▶ **RECORDED INFORMATION**:

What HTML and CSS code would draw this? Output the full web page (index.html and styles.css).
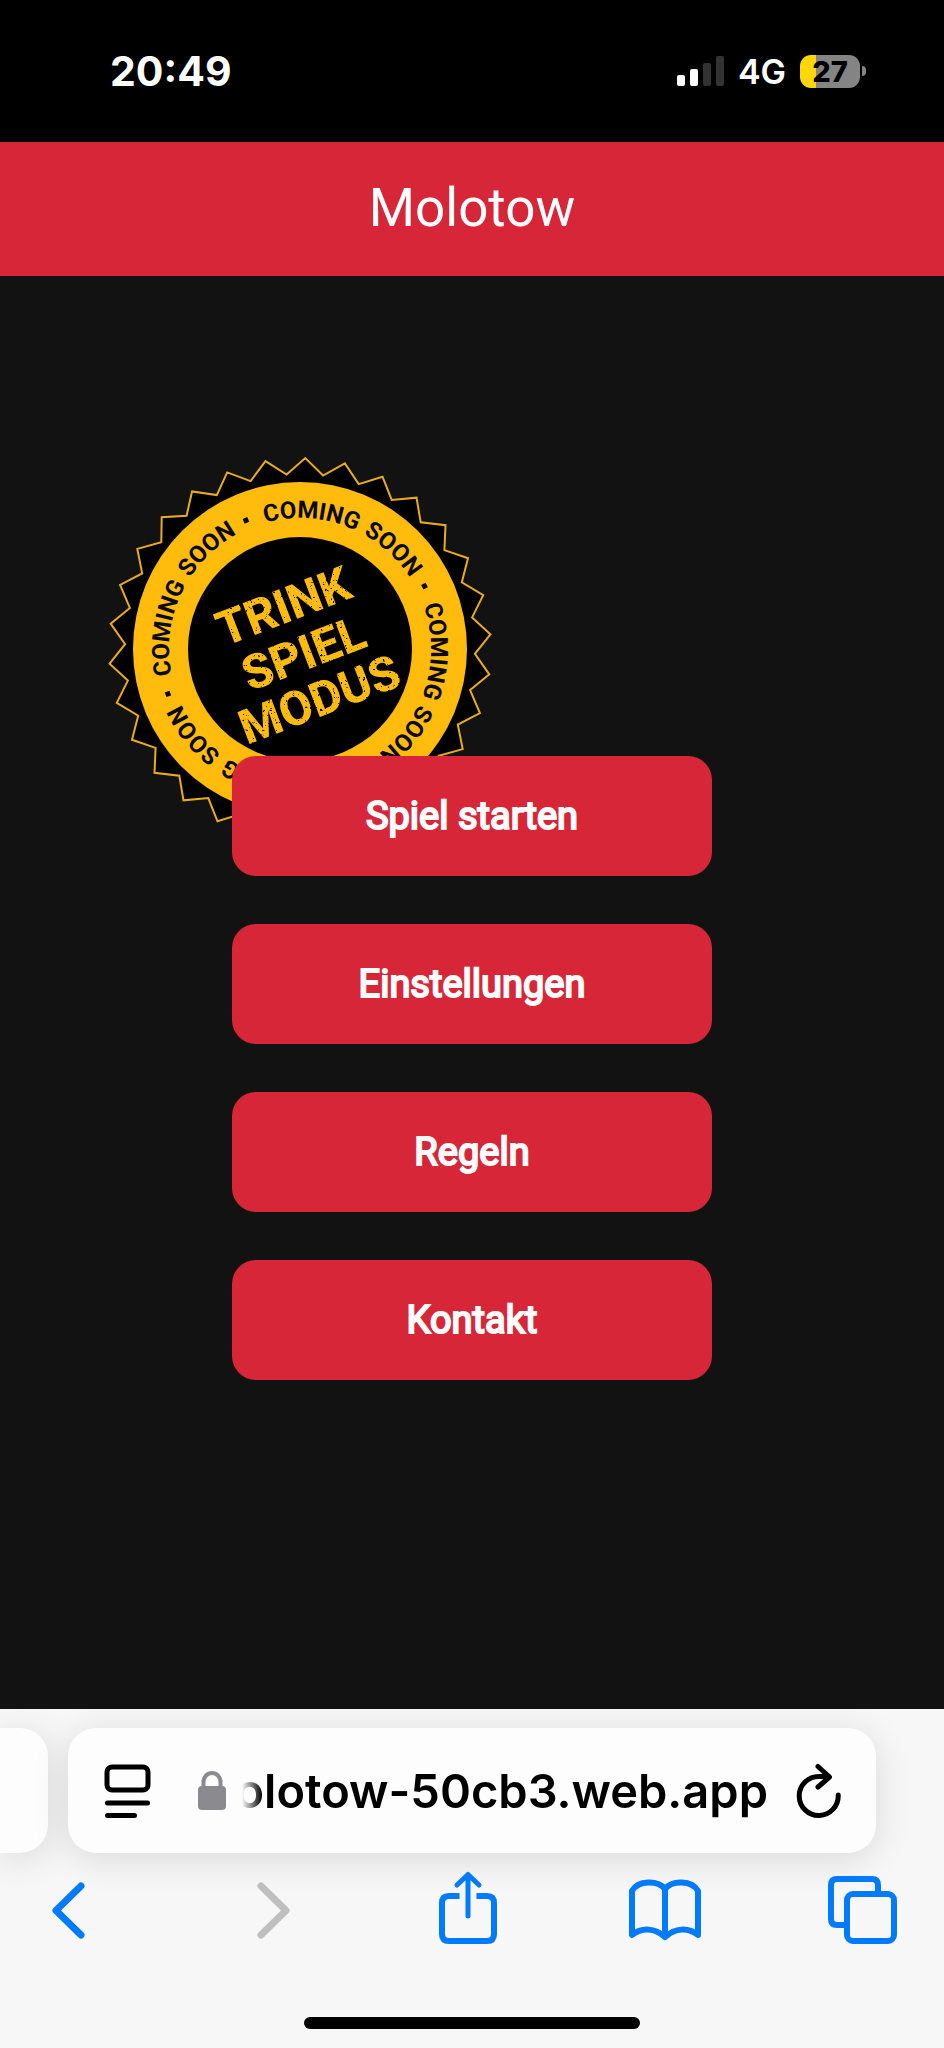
FILE: index.html
```html
<!DOCTYPE html>
<html lang="de">
<head>
<meta charset="utf-8">
<meta name="viewport" content="width=device-width, initial-scale=1">
<title>Molotow</title>
<link rel="stylesheet" href="styles.css">
</head>
<body>
<div class="phone">
  <div class="status">
    <time class="status-time">20:49</time>
    <div class="status-right">
      <svg class="signal" viewBox="0 0 48 32" aria-hidden="true">
        <rect x="1" y="20" width="8" height="11" rx="2" fill="#fff"/>
        <rect x="14" y="14" width="8" height="17" rx="2" fill="#fff"/>
        <rect x="27" y="8" width="8" height="23" rx="2" fill="#333"/>
        <rect x="40" y="1" width="8" height="30" rx="2" fill="#333"/>
      </svg>
      <span class="network">4G</span>
      <span class="battery"><span class="battery-level">27</span></span>
    </div>
  </div>

  <header class="app-header"><h1 class="app-title">Molotow</h1></header>

  <main class="app-main">
    <svg class="badge" viewBox="0 0 384 384" role="img" aria-label="Trinkspielmodus coming soon">
      <defs>
        <path id="ring" d="M192 61 a131 131 0 0 1 0 262 a131 131 0 0 1 0 -262"/>
        <filter id="worn" x="-5%" y="-5%" width="110%" height="110%">
          <feTurbulence type="fractalNoise" baseFrequency="0.4" numOctaves="2" seed="7" result="noise"/>
          <feColorMatrix in="noise" type="matrix" values="0 0 0 0 0  0 0 0 0 0  0 0 0 0 0  -12 0 0 0 9" result="holes"/>
          <feComposite in="SourceGraphic" in2="holes" operator="in"/>
        </filter>
      </defs>
      <polygon id="seal" class="badge-seal"/>
      <circle class="badge-ring" cx="192" cy="192" r="167"/>
      <circle cx="192" cy="192" r="112"/>
      <g id="ring-text" class="badge-ring-text"></g>
      <g class="badge-words" filter="url(#worn)">
        <text transform="translate(175 148) rotate(-21)" y="18">TRINK</text>
        <text transform="translate(195 195) rotate(-21)" y="18">SPIEL</text>
        <text transform="translate(211 241) rotate(-21)" y="18">MODUS</text>
      </g>
    </svg>
    <nav class="menu">
      <button class="menu-button" type="button">Spiel starten</button>
      <button class="menu-button" type="button">Einstellungen</button>
      <button class="menu-button" type="button">Regeln</button>
      <button class="menu-button" type="button">Kontakt</button>
    </nav>
  </main>

  <footer class="browser">
    <div class="tabs">
      <div class="tab-previous"></div>
      <div class="address">
        <button class="icon-button" type="button" aria-label="Seitenmenü">
          <svg width="48" height="56" viewBox="0 0 48 56" class="line-icon">
            <rect x="3" y="4" width="41" height="23" rx="5"/>
            <path d="M3.500 40H43.500M3.500 52.500H30.500"/>
          </svg>
        </button>
        <svg class="lock" width="28" height="40" viewBox="0 0 28 40" aria-hidden="true">
          <rect y="15" width="28" height="24" rx="4" fill="#8a8a8f"/>
          <path d="M5.500 17V11a8.500 9 0 0 1 17 0v6" fill="none" stroke="#8a8a8f" stroke-width="4"/>
        </svg>
        <button class="url" type="button"><span>molotow-50cb3.web.app</span></button>
        <button class="icon-button" type="button" aria-label="Neu laden">
          <svg width="48" height="56" viewBox="0 0 48 56" class="line-icon">
            <path d="M42.200 32A19.500 19.500 0 1 1 22.700 13.500H33M22 3.500L33.500 14L22 24"/>
          </svg>
        </button>
      </div>
    </div>
    <div class="toolbar">
      <button class="icon-button" type="button" aria-label="Zurück"><svg width="72" height="80" viewBox="0 0 72 80" class="tool-icon"><path d="M49 18L24 42.500L49 67" stroke-width="7"/></svg></button>
      <button class="icon-button" type="button" aria-label="Vorwärts" disabled><svg width="72" height="80" viewBox="0 0 72 80" class="tool-icon tool-icon-off"><path d="M30 18L55 42.500L30 67" stroke-width="7"/></svg></button>
      <button class="icon-button" type="button" aria-label="Teilen"><svg width="72" height="80" viewBox="0 0 72 80" class="tool-icon"><path stroke-linecap="butt" d="M29.500 28H19Q12 28 12 35V66Q12 73 19 73H57Q64 73 64 66V35Q64 28 57 28H46.500"/><path d="M38 7V48M27 17L38 6.500L49 17" stroke-width="5"/></svg></button>
      <button class="icon-button" type="button" aria-label="Lesezeichen"><svg width="72" height="80" viewBox="0 0 72 80" class="tool-icon"><path d="M4 23C10 12 30 12 37 21C44 12 64 12 70 23V67C60 59 47 60 37 69C27 60 14 59 4 67ZM37 21V69"/></svg></button>
      <button class="icon-button" type="button" aria-label="Tabs"><svg width="72" height="80" viewBox="0 0 72 80" class="tool-icon"><rect x="20" y="26" width="47" height="47" rx="6"/><path stroke-linecap="butt" d="M51 23V17Q51 11 45 11H10Q4 11 4 17V51Q4 57 10 57H17"/></svg></button>
    </div>
    <div class="home-bar"></div>
  </footer>
</div>
<script src="badge.js"></script>
</body>
</html>
```

FILE: styles.css
```css
* { box-sizing: border-box; }

body {
  margin: 0;
  background: #121212;
  font-family: Inter, "Liberation Sans", sans-serif;
}

button {
  padding: 0;
  border: 0;
  background: none;
  font: inherit;
  color: inherit;
}

.phone {
  display: flex;
  flex-direction: column;
  min-height: 100vh;
}

.status {
  display: flex;
  align-items: center;
  justify-content: space-between;
  height: 142px;
  padding: 0 78px 0 110px;
  background: #000;
  color: #fff;
}

.status-time { font-size: 41px; font-weight: 700; }

.status-right { display: flex; align-items: center; gap: 14px; }

.signal { width: 48px; height: 32px; }

.network { font-size: 34px; font-weight: 600; }

.battery { display: flex; align-items: center; gap: 2px; }

.battery-level {
  width: 60px;
  border-radius: 11px;
  background: linear-gradient(90deg, #ffd60a 27%, #848484 27%);
  color: #000;
  font-size: 29px;
  font-weight: 800;
  line-height: 33px;
  text-align: center;
}

.battery::after {
  content: "";
  width: 4px;
  height: 10px;
  border-radius: 0 5px 5px 0;
  background: #848484;
}

.app-header {
  display: flex;
  align-items: center;
  justify-content: center;
  height: 134px;
  padding-bottom: 2px;
  background: #d72638;
  color: #fff;
  font-family: Roboto, sans-serif;
}

.app-title { margin: 0; font-size: 53px; font-weight: 400; }

.app-main {
  position: relative;
  flex: 1;
  padding: 480px 24px 48px;
  background: #121212;
}

.badge {
  position: absolute;
  top: 181px;
  left: 108px;
  width: 384px;
}

.badge-seal { fill: #000; stroke: #e9ac1c; stroke-width: 2; }
.badge-ring { fill: #ffbc0d; }

.badge-ring-text {
  fill: #0c0903;
  font-family: Roboto, sans-serif;
  font-size: 24px;
  font-weight: 700;
}

.badge-words {
  fill: #ffbc0d;
  font-family: Roboto, sans-serif;
  font-size: 48px;
  font-weight: 800;
  text-anchor: middle;
}

.menu {
  position: relative;
  display: flex;
  flex-direction: column;
  gap: 48px;
  width: 100%;
  max-width: 480px;
  margin: 0 auto;
}

.menu-button {
  height: 120px;
  border-radius: 24px;
  background: #d72638;
  color: #fff;
  font-family: Roboto, sans-serif;
  font-size: 38px;
  font-weight: 400;
  -webkit-text-stroke: 2px #fff;
}

.browser {
  padding-top: 19px;
  padding-bottom: 19px;
  background: #f7f7f7;
}

.tabs { display: flex; gap: 20px; padding-right: 68px; }

.tab-previous, .address {
  height: 125px;
  background: #fdfdfd;
  box-shadow: 0 6px 36px rgba(0, 0, 0, 0.12);
}

.tab-previous { width: 48px; border-radius: 0 28px 28px 0; }

.address {
  display: flex;
  flex: 1;
  align-items: center;
  min-width: 0;
  padding: 0 32px 0 36px;
  border-radius: 28px;
}

.icon-button { display: flex; flex: none; }

.line-icon {
  fill: none;
  stroke: #000;
  stroke-width: 5;
  stroke-linecap: round;
  stroke-linejoin: round;
}

.lock { flex: none; margin: 0 16px 0 46px; }

.url {
  display: flex;
  flex: 1;
  justify-content: flex-end;
  min-width: 0;
  margin-right: 28px;
  overflow: hidden;
  color: #000;
  font-size: 47px;
  font-weight: 600;
  line-height: 64px;
  white-space: nowrap;
  -webkit-mask-image: linear-gradient(90deg, transparent, #000 20px);
  mask-image: linear-gradient(90deg, transparent, #000 20px);
}

.toolbar {
  position: relative;
  display: flex;
  justify-content: space-between;
  padding: 15px 45px 0 32px;
}

.tool-icon {
  overflow: visible;
  fill: none;
  stroke: #007aff;
  stroke-width: 6;
  stroke-linecap: round;
  stroke-linejoin: round;
}

.tool-icon-off { stroke: #bfbfbf; }

.home-bar {
  width: 336px;
  height: 12px;
  margin: 69px auto 0;
  border-radius: 6px;
  background: #000;
}
```

FILE: badge.js
```js
const SVG_NS = "http://www.w3.org/2000/svg";
const TEETH = 30;
const CENTER = 192;

// Serrated outline: outer tips alternate with inner notches.
const points = [];
for (let i = 0; i < TEETH * 2; i++) {
  const radius = i % 2 ? 175 : 191;
  const angle = (1.6 + i * 180 / TEETH) * Math.PI / 180;
  points.push((CENTER + radius * Math.sin(angle)).toFixed(1) + "," +
    (CENTER - radius * Math.cos(angle)).toFixed(1));
}
document.getElementById("seal").setAttribute("points", points.join(" "));

// Each repeat of the phrase starts with a square dot on the ring.
const ringText = document.getElementById("ring-text");
for (const turn of [-109, -23, 63, 165]) {
  const dot = document.createElementNS(SVG_NS, "rect");
  dot.setAttribute("x", CENTER - 2);
  dot.setAttribute("y", 50);
  dot.setAttribute("width", 5);
  dot.setAttribute("height", 5);
  dot.setAttribute("transform", `rotate(${turn} ${CENTER} ${CENTER})`);
  ringText.append(dot);

  for (const [word, at] of [["COMING", 28], ["SOON", 66]]) {
    const text = document.createElementNS(SVG_NS, "text");
    const path = document.createElementNS(SVG_NS, "textPath");
    text.setAttribute("transform", `rotate(${turn + at - 180} ${CENTER} ${CENTER})`);
    text.setAttribute("text-anchor", "middle");
    path.setAttribute("href", "#ring");
    path.setAttribute("startOffset", "50%");
    path.textContent = word;
    text.append(path);
    ringText.append(text);
  }
}
```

▶ **PROBLEM TO SOLVE**:
Lines containing the string "index" are to be selected and copied.

▶ **EXERCISE OUTPUT**:
What HTML and CSS code would draw this? Output the full web page (index.html and styles.css).
FILE: index.html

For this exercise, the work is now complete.